One of the first African American Students at University of Texas
Leon L. Holland was among the first African American students at the University of Texas (UT), graduating from the College of Natural Sciences. He made history as the first African-American ROTC officer commissioned at UT, going on to a 30 year distinguished career in the U.S. Army Medical Service Corps before retiring as a colonel. He served as chief of staff for the Army Medical Research and Development Command, received two Legion of Merit Awards, and was inducted into the Distinguished Order of Military Medical Merit. Holland is a recipient of the Heman Sweatt Legacy Award, the Dr. James L. Hill Leadership Circle Award, and The University of Texas Presidential Citation.
Leon’s experience at UT was trying. As he recalled, “Ninety percent of it was unwelcoming.

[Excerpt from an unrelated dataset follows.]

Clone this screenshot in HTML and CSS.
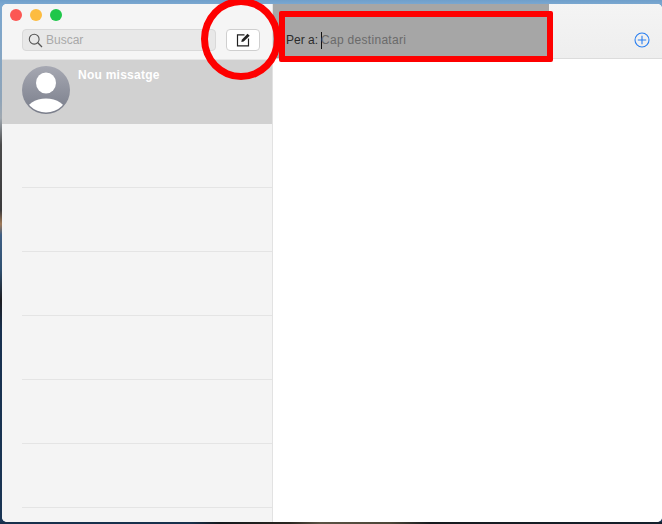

Ten percent was a smattering of humanity recognizing us as human beings.” He was shunned by most white students, had access only to segregated dorms in a former army barracks and knew there were many places he could not safely go. Professors refused to call on African American students in classes even when grades depended on it, making it impossible to receive anything higher than a C for grade.
Leon once said his best experience at UT was leaving it, and swore he would never again set foot on campus. But over the years he was encouraged to see the university change in ways unheard of in his time, saying “Many of the younger students may have no idea of the struggles that we had—just like I didn’t know the struggles of my grandparents. Everybody comes on the shoulders of someone.”